From the datasheet, P3_0, P3_1, P3_2, and P3_3 can serve as alternatives. However, P3_2 and P3_3 are already used for I²C. To resolve this, they are reassigned to P3_8 and P3_7 respectively (using kPORT_MuxAlt3).
The updated pin mapping is shown below:
|
Previous Pin |
Current Pin |
Pinmux Assignment |
|
P1_4 |
P3_0 |
ALT7 - SmartDMA_PIO0 |
|
P1_5 |
P3_1 |
ALT7 - SmartDMA_PIO1 |
|
P1_6 |
P3_2 |
ALT7 - SmartDMA_PIO2 |
|
P1_7 |
P3_3 |
ALT7 - SmartDMA_PIO3 |
|
P3_2 |
P3_8 |
ALT3 - FC7_P0 |
|
P3_3 |
P3_7 |
ALT3 - FC7_P1 |
Implementation
The reassigned pins (P3_0, P3_1, P3_7, P3_8) are not exposed on the board’s headers, but the schematic shows that they are connected to test pads TP12, TP31, TP18, and TP16. The camera can be wired to these pads directly.
| Pin Name | Solder Pad |
|---|---|
| P3_0 | TP12 |
| P3_1 | TP31 |
| P3_7 | TP18 |
| P3_8 | TP16 |
Integrate the smartdma_camera_flexio_mculcd example from display_examples into the lwip_ping_bm project. Merge .c and .h files from board, drivers, component, and source folders. Add these folders to the include path under Project -> Properties -> C/C++ Build -> Settings -> Includes.

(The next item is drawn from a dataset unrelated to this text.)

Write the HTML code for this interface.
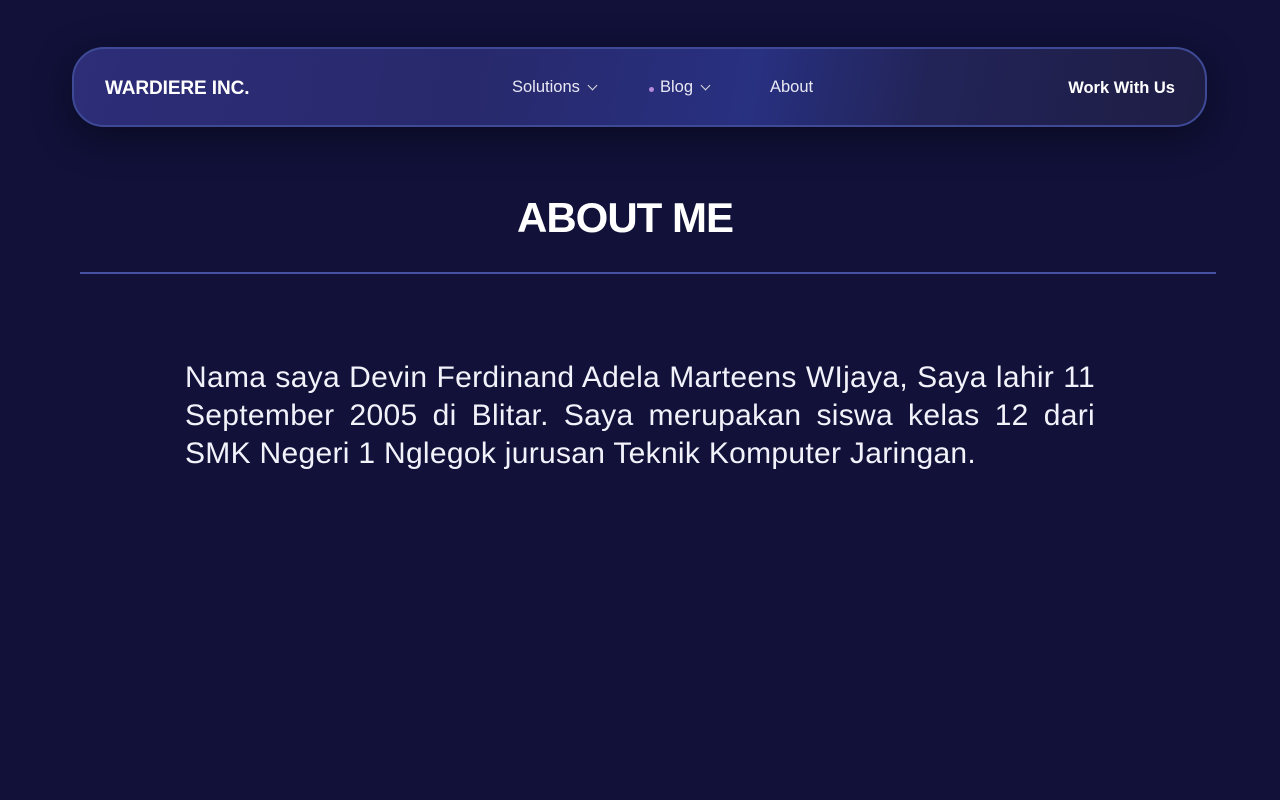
<!DOCTYPE html>
<html><head><meta charset="utf-8"><style>
*{margin:0;padding:0;box-sizing:border-box}
body{width:1280px;height:800px;background:#11113a;font-family:"Liberation Sans",sans-serif;color:#fff;overflow:hidden;position:relative}
.nav{position:absolute;left:72px;top:47px;width:1135px;height:80px;border-radius:32px;border:2px solid #3e4a96;
background:linear-gradient(100deg,#2d2d78 0%,#28296c 35%,#283080 60%,#222458 75%,#1e1d44 100%);
box-shadow:0 10px 40px rgba(0,0,0,.45)}
.logo{position:absolute;left:31px;top:29px;font-weight:bold;font-size:19px;letter-spacing:-.1px}
.links{position:absolute;top:29px;font-size:16.5px;color:#e8e8f4}
.chev{display:inline-block;width:7px;height:7px;border-right:1.5px solid #ddd;border-bottom:1.5px solid #ddd;transform:rotate(45deg);margin-left:9px;position:relative;top:-3px}
.dot{position:absolute;left:575px;top:38px;width:5px;height:5px;border-radius:50%;background:#b58ad8}
.work{position:absolute;right:30px;top:30px;font-weight:bold;font-size:16.5px}
h1{position:absolute;left:517px;top:194px;font-size:42px;font-weight:bold;letter-spacing:-1px}
.line{position:absolute;left:80px;top:272px;width:1136px;height:2px;background:#4651a3}
p{position:absolute;left:185px;top:359px;width:910px;font-size:30px;line-height:38px;color:#f2f2fa;letter-spacing:.3px}
p span{display:block;text-align:justify;text-align-last:justify;white-space:nowrap}
p span.l{text-align-last:left}
</style></head><body>
<div class="nav">
<div class="logo">WARDIERE INC.</div>
<div class="links" style="left:438px">Solutions<span class="chev"></span></div>
<div class="dot"></div>
<div class="links" style="left:586px">Blog<span class="chev"></span></div>
<div class="links" style="left:696px">About</div>
<div class="work">Work With Us</div>
</div>
<h1>ABOUT ME</h1>
<div class="line"></div>
<p><span style="white-space:normal">Nama saya Devin Ferdinand Adela Marteens WIjaya, Saya lahir 11</span><span style="white-space:normal">September 2005 di Blitar. Saya merupakan siswa kelas 12 dari</span><span class="l">SMK Negeri 1 Nglegok jurusan Teknik Komputer Jaringan.</span></p>
</body></html>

After integration, compile and flash the project to the board. The output is shown in the images.
Conclusion
The Ethernet and Camera functions can be simultaneously implemented on the MCX N947 board. The lwip_ping_bm demo showcases ICMP-based Ping functionality using the lwIP TCP/IP stack. It periodically sends ICMP echo requests to a PC and processes the replies.
The smartdma_camera_flexio_mculcd demo demonstrates how to use SmartDMA to capture image data frame-by-frame from the OV7670 camera and display it on the ST7796S LCD panel via FlexIO.
By reconfiguring and multiplexing pins, simultaneous use of Ethernet and Camera on the MCX N947 is achievable.